#### [TASK DESCRIPTION]
Omit all images, then return the remaining material exactly as it stands.

* begin *

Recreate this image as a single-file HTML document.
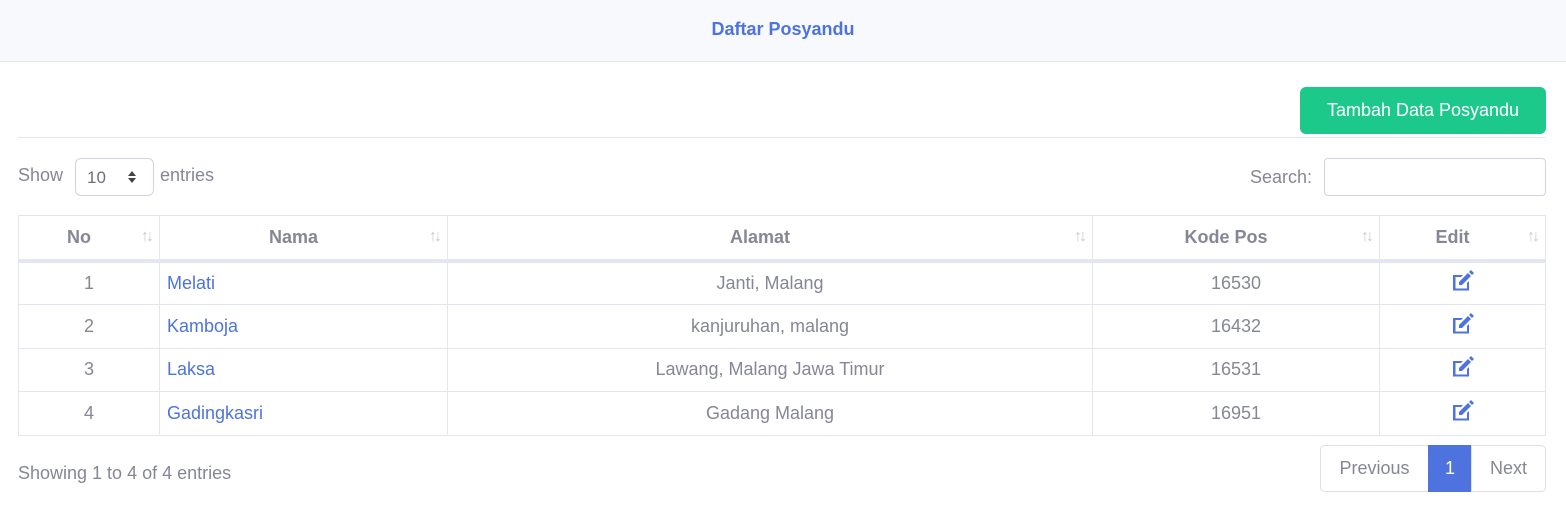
<!DOCTYPE html>
<html><head><style>
*{box-sizing:border-box;margin:0;padding:0}
body{width:1566px;height:517px;background:#fff;font-family:"Liberation Sans",sans-serif;color:#858796;font-size:18px;position:relative;overflow:hidden}
.a{position:absolute}
.hdr{left:0;top:0;width:1566px;height:62px;background:#f8f9fc;border-bottom:1px solid #e3e6f0;text-align:center;line-height:58px;color:#4e73df;font-weight:bold;font-size:18px}
.btn{left:1300px;top:87px;width:246px;height:47px;background:#1cc88a;color:#fff;border-radius:6px;text-align:center;line-height:46px;font-size:18px}
.hr{left:18px;top:137px;width:1528px;height:1px;background:#e3e6f0}
.sel{left:75px;top:158px;width:79px;height:38px;border:1px solid #d1d3e2;border-radius:6px;padding-left:11px;line-height:38px;color:#6e707e;font-size:17px}
.inp{left:1324px;top:158px;width:222px;height:38px;border:1px solid #d1d3e2;border-radius:4px}
table{position:absolute;left:18px;top:215px;width:1528px;border-collapse:collapse}
td,th{border:1px solid #e3e6f0;text-align:center;position:relative;padding:0}
tr.r{height:43.8px}
th{height:45px;border-bottom:4px solid #e3e6f0;font-weight:bold;color:#858796;font-size:18px;padding-right:20px}
th span{position:absolute;right:8px;top:12px;font-size:16px;color:#c8cad4;font-weight:normal;letter-spacing:-3px}
td.n{text-align:left;padding-left:7px;color:#4e73df}
.pg{top:445px;height:47px;border:1px solid #dddfeb;line-height:45px;text-align:center;color:#858796}
</style></head><body>
<div class="a hdr">Daftar Posyandu</div>
<div class="a btn">Tambah Data Posyandu</div>
<div class="a hr"></div>
<div class="a" style="left:18px;top:165px">Show</div>
<div class="a sel">10</div>
<svg class="a" style="left:127px;top:170px" width="10" height="14" viewBox="0 0 10 14"><path d="M5 1L9 6H1z M5 13L1 8h8z" fill="#444"/></svg>
<div class="a" style="left:160px;top:165px">entries</div>
<div class="a" style="left:1250px;top:167px">Search:</div>
<div class="a inp"></div>
<table>
<tr><th style="width:141px">No<span>↑↓</span></th><th style="width:288px">Nama<span>↑↓</span></th><th style="width:645px">Alamat<span>↑↓</span></th><th style="width:287px">Kode Pos<span>↑↓</span></th><th>Edit<span>↑↓</span></th></tr>
<tr class="r"><td>1</td><td class="n">Melati</td><td>Janti, Malang</td><td>16530</td><td><svg width="24" height="22" viewBox="0 0 24 22"><path d="M2 5h10l-2 2H4.5v11.5h11.5V13l2-2v9.5H2z" fill="#4e73df"/><path d="M8 12l9-9 3 3-9 9H8z M18 2l2-2 3 3-2 2z" fill="#4e73df"/></svg></td></tr>
<tr class="r"><td>2</td><td class="n">Kamboja</td><td>kanjuruhan, malang</td><td>16432</td><td><svg width="24" height="22" viewBox="0 0 24 22"><path d="M2 5h10l-2 2H4.5v11.5h11.5V13l2-2v9.5H2z" fill="#4e73df"/><path d="M8 12l9-9 3 3-9 9H8z M18 2l2-2 3 3-2 2z" fill="#4e73df"/></svg></td></tr>
<tr class="r"><td>3</td><td class="n">Laksa</td><td>Lawang, Malang Jawa Timur</td><td>16531</td><td><svg width="24" height="22" viewBox="0 0 24 22"><path d="M2 5h10l-2 2H4.5v11.5h11.5V13l2-2v9.5H2z" fill="#4e73df"/><path d="M8 12l9-9 3 3-9 9H8z M18 2l2-2 3 3-2 2z" fill="#4e73df"/></svg></td></tr>
<tr class="r"><td>4</td><td class="n">Gadingkasri</td><td>Gadang Malang</td><td>16951</td><td><svg width="24" height="22" viewBox="0 0 24 22"><path d="M2 5h10l-2 2H4.5v11.5h11.5V13l2-2v9.5H2z" fill="#4e73df"/><path d="M8 12l9-9 3 3-9 9H8z M18 2l2-2 3 3-2 2z" fill="#4e73df"/></svg></td></tr>
</table>
<div class="a" style="left:18px;top:463px">Showing 1 to 4 of 4 entries</div>
<div class="a pg" style="left:1320px;width:109px;border-radius:5px 0 0 5px">Previous</div>
<div class="a pg" style="left:1428px;width:44px;background:#4e73df;border-color:#4e73df;color:#fff">1</div>
<div class="a pg" style="left:1471px;width:75px;border-radius:0 5px 5px 0">Next</div>
</body></html>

* end *

#### [PROBLEM SOLUTION]
Recreate this image as a single-file HTML document.
<!DOCTYPE html>
<html><head><style>
*{box-sizing:border-box;margin:0;padding:0}
body{width:1566px;height:517px;background:#fff;font-family:"Liberation Sans",sans-serif;color:#858796;font-size:18px;position:relative;overflow:hidden}
.a{position:absolute}
.hdr{left:0;top:0;width:1566px;height:62px;background:#f8f9fc;border-bottom:1px solid #e3e6f0;text-align:center;line-height:58px;color:#4e73df;font-weight:bold;font-size:18px}
.btn{left:1300px;top:87px;width:246px;height:47px;background:#1cc88a;color:#fff;border-radius:6px;text-align:center;line-height:46px;font-size:18px}
.hr{left:18px;top:137px;width:1528px;height:1px;background:#e3e6f0}
.sel{left:75px;top:158px;width:79px;height:38px;border:1px solid #d1d3e2;border-radius:6px;padding-left:11px;line-height:38px;color:#6e707e;font-size:17px}
.inp{left:1324px;top:158px;width:222px;height:38px;border:1px solid #d1d3e2;border-radius:4px}
table{position:absolute;left:18px;top:215px;width:1528px;border-collapse:collapse}
td,th{border:1px solid #e3e6f0;text-align:center;position:relative;padding:0}
tr.r{height:43.8px}
th{height:45px;border-bottom:4px solid #e3e6f0;font-weight:bold;color:#858796;font-size:18px;padding-right:20px}
th span{position:absolute;right:8px;top:12px;font-size:16px;color:#c8cad4;font-weight:normal;letter-spacing:-3px}
td.n{text-align:left;padding-left:7px;color:#4e73df}
.pg{top:445px;height:47px;border:1px solid #dddfeb;line-height:45px;text-align:center;color:#858796}
</style></head><body>
<div class="a hdr">Daftar Posyandu</div>
<div class="a btn">Tambah Data Posyandu</div>
<div class="a hr"></div>
<div class="a" style="left:18px;top:165px">Show</div>
<div class="a sel">10</div>
<svg class="a" style="left:127px;top:170px" width="10" height="14" viewBox="0 0 10 14"><path d="M5 1L9 6H1z M5 13L1 8h8z" fill="#444"/></svg>
<div class="a" style="left:160px;top:165px">entries</div>
<div class="a" style="left:1250px;top:167px">Search:</div>
<div class="a inp"></div>
<table>
<tr><th style="width:141px">No<span>↑↓</span></th><th style="width:288px">Nama<span>↑↓</span></th><th style="width:645px">Alamat<span>↑↓</span></th><th style="width:287px">Kode Pos<span>↑↓</span></th><th>Edit<span>↑↓</span></th></tr>
<tr class="r"><td>1</td><td class="n">Melati</td><td>Janti, Malang</td><td>16530</td><td><svg width="24" height="22" viewBox="0 0 24 22"><path d="M2 5h10l-2 2H4.5v11.5h11.5V13l2-2v9.5H2z" fill="#4e73df"/><path d="M8 12l9-9 3 3-9 9H8z M18 2l2-2 3 3-2 2z" fill="#4e73df"/></svg></td></tr>
<tr class="r"><td>2</td><td class="n">Kamboja</td><td>kanjuruhan, malang</td><td>16432</td><td><svg width="24" height="22" viewBox="0 0 24 22"><path d="M2 5h10l-2 2H4.5v11.5h11.5V13l2-2v9.5H2z" fill="#4e73df"/><path d="M8 12l9-9 3 3-9 9H8z M18 2l2-2 3 3-2 2z" fill="#4e73df"/></svg></td></tr>
<tr class="r"><td>3</td><td class="n">Laksa</td><td>Lawang, Malang Jawa Timur</td><td>16531</td><td><svg width="24" height="22" viewBox="0 0 24 22"><path d="M2 5h10l-2 2H4.5v11.5h11.5V13l2-2v9.5H2z" fill="#4e73df"/><path d="M8 12l9-9 3 3-9 9H8z M18 2l2-2 3 3-2 2z" fill="#4e73df"/></svg></td></tr>
<tr class="r"><td>4</td><td class="n">Gadingkasri</td><td>Gadang Malang</td><td>16951</td><td><svg width="24" height="22" viewBox="0 0 24 22"><path d="M2 5h10l-2 2H4.5v11.5h11.5V13l2-2v9.5H2z" fill="#4e73df"/><path d="M8 12l9-9 3 3-9 9H8z M18 2l2-2 3 3-2 2z" fill="#4e73df"/></svg></td></tr>
</table>
<div class="a" style="left:18px;top:463px">Showing 1 to 4 of 4 entries</div>
<div class="a pg" style="left:1320px;width:109px;border-radius:5px 0 0 5px">Previous</div>
<div class="a pg" style="left:1428px;width:44px;background:#4e73df;border-color:#4e73df;color:#fff">1</div>
<div class="a pg" style="left:1471px;width:75px;border-radius:0 5px 5px 0">Next</div>
</body></html>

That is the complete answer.